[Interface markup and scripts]
--- START ---
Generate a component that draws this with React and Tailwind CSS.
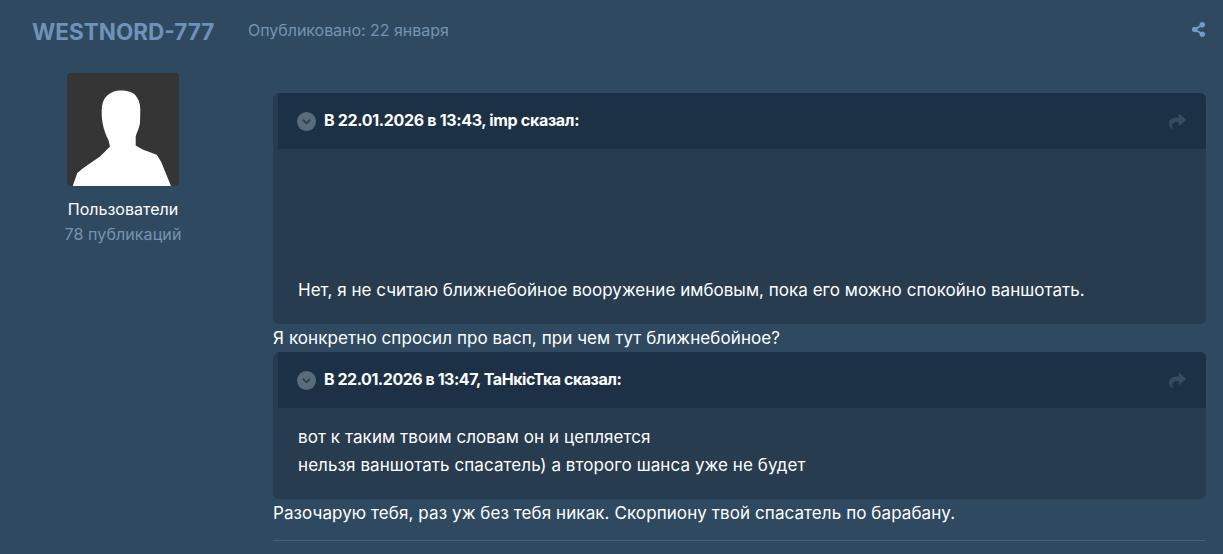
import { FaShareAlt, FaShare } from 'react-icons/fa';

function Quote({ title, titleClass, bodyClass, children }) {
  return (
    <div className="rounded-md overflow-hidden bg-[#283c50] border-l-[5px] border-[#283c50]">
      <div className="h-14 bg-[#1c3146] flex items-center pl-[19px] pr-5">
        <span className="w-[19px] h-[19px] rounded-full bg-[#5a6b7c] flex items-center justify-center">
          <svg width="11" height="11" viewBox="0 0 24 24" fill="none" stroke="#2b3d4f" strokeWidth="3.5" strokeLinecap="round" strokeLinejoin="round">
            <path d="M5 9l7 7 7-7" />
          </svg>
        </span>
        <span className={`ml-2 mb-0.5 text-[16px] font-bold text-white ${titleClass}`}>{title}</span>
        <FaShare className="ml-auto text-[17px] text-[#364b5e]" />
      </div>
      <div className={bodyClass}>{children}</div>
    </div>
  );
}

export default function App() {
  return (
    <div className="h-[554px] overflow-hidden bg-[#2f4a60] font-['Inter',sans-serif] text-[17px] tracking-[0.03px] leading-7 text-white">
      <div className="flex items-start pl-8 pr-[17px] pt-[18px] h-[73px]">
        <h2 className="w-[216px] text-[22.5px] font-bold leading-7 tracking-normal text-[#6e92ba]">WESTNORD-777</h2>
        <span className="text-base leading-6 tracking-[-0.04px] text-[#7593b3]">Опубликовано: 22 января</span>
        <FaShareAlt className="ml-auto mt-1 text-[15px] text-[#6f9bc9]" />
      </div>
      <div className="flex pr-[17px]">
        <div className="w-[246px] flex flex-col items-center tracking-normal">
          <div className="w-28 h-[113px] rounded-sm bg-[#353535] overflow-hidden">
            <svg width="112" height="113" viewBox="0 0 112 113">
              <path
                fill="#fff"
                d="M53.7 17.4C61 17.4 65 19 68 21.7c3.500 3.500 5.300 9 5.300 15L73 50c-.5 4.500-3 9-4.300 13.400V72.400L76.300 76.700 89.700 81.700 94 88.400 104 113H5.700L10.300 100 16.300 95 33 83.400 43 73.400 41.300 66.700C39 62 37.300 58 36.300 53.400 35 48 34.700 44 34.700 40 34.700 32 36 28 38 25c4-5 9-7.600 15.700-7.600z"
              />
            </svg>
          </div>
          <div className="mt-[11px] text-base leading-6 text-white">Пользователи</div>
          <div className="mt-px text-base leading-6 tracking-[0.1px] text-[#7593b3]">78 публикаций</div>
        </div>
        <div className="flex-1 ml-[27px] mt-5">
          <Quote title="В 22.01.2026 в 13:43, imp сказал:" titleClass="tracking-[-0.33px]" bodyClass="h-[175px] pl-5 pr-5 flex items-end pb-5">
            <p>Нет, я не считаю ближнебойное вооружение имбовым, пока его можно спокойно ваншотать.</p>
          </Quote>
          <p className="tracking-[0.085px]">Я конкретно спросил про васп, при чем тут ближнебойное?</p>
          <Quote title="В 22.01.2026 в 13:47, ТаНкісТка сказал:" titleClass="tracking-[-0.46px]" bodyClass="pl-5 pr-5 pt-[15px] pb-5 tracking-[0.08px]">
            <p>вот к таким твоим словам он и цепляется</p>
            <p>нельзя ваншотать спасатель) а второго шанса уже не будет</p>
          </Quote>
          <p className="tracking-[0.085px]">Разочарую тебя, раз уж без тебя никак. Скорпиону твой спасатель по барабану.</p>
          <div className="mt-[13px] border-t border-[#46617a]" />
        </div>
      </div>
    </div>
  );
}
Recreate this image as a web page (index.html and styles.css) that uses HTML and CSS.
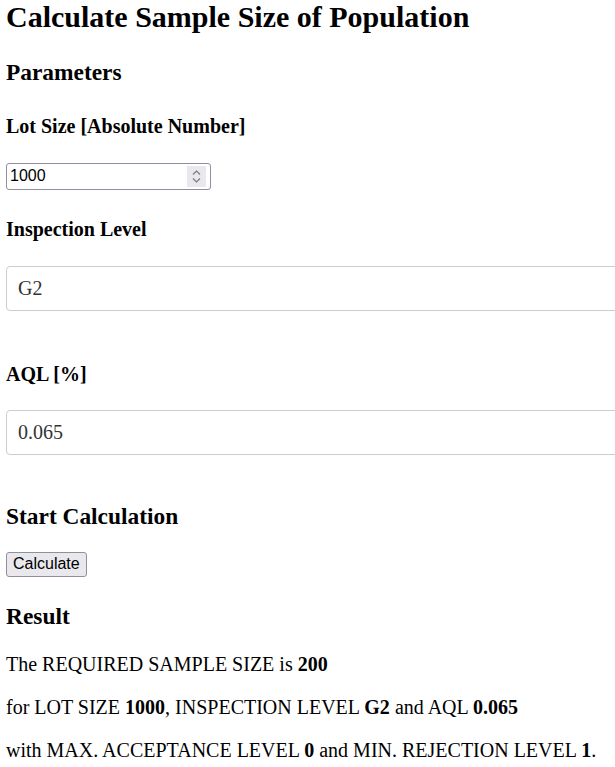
--- END ---
Reproduce the full listing faithfully, but do not carry over any pictures.

■ **Result of this exercise**
Generate a component that draws this with React and Tailwind CSS.
import { FaShareAlt, FaShare } from 'react-icons/fa';

function Quote({ title, titleClass, bodyClass, children }) {
  return (
    <div className="rounded-md overflow-hidden bg-[#283c50] border-l-[5px] border-[#283c50]">
      <div className="h-14 bg-[#1c3146] flex items-center pl-[19px] pr-5">
        <span className="w-[19px] h-[19px] rounded-full bg-[#5a6b7c] flex items-center justify-center">
          <svg width="11" height="11" viewBox="0 0 24 24" fill="none" stroke="#2b3d4f" strokeWidth="3.5" strokeLinecap="round" strokeLinejoin="round">
            <path d="M5 9l7 7 7-7" />
          </svg>
        </span>
        <span className={`ml-2 mb-0.5 text-[16px] font-bold text-white ${titleClass}`}>{title}</span>
        <FaShare className="ml-auto text-[17px] text-[#364b5e]" />
      </div>
      <div className={bodyClass}>{children}</div>
    </div>
  );
}

export default function App() {
  return (
    <div className="h-[554px] overflow-hidden bg-[#2f4a60] font-['Inter',sans-serif] text-[17px] tracking-[0.03px] leading-7 text-white">
      <div className="flex items-start pl-8 pr-[17px] pt-[18px] h-[73px]">
        <h2 className="w-[216px] text-[22.5px] font-bold leading-7 tracking-normal text-[#6e92ba]">WESTNORD-777</h2>
        <span className="text-base leading-6 tracking-[-0.04px] text-[#7593b3]">Опубликовано: 22 января</span>
        <FaShareAlt className="ml-auto mt-1 text-[15px] text-[#6f9bc9]" />
      </div>
      <div className="flex pr-[17px]">
        <div className="w-[246px] flex flex-col items-center tracking-normal">
          <div className="w-28 h-[113px] rounded-sm bg-[#353535] overflow-hidden">
            <svg width="112" height="113" viewBox="0 0 112 113">
              <path
                fill="#fff"
                d="M53.7 17.4C61 17.4 65 19 68 21.7c3.500 3.500 5.300 9 5.300 15L73 50c-.5 4.500-3 9-4.300 13.400V72.400L76.300 76.700 89.700 81.700 94 88.400 104 113H5.700L10.300 100 16.300 95 33 83.400 43 73.400 41.300 66.700C39 62 37.300 58 36.300 53.400 35 48 34.700 44 34.700 40 34.700 32 36 28 38 25c4-5 9-7.600 15.700-7.600z"
              />
            </svg>
          </div>
          <div className="mt-[11px] text-base leading-6 text-white">Пользователи</div>
          <div className="mt-px text-base leading-6 tracking-[0.1px] text-[#7593b3]">78 публикаций</div>
        </div>
        <div className="flex-1 ml-[27px] mt-5">
          <Quote title="В 22.01.2026 в 13:43, imp сказал:" titleClass="tracking-[-0.33px]" bodyClass="h-[175px] pl-5 pr-5 flex items-end pb-5">
            <p>Нет, я не считаю ближнебойное вооружение имбовым, пока его можно спокойно ваншотать.</p>
          </Quote>
          <p className="tracking-[0.085px]">Я конкретно спросил про васп, при чем тут ближнебойное?</p>
          <Quote title="В 22.01.2026 в 13:47, ТаНкісТка сказал:" titleClass="tracking-[-0.46px]" bodyClass="pl-5 pr-5 pt-[15px] pb-5 tracking-[0.08px]">
            <p>вот к таким твоим словам он и цепляется</p>
            <p>нельзя ваншотать спасатель) а второго шанса уже не будет</p>
          </Quote>
          <p className="tracking-[0.085px]">Разочарую тебя, раз уж без тебя никак. Скорпиону твой спасатель по барабану.</p>
          <div className="mt-[13px] border-t border-[#46617a]" />
        </div>
      </div>
    </div>
  );
}
Recreate this image as a web page (index.html and styles.css) that uses HTML and CSS.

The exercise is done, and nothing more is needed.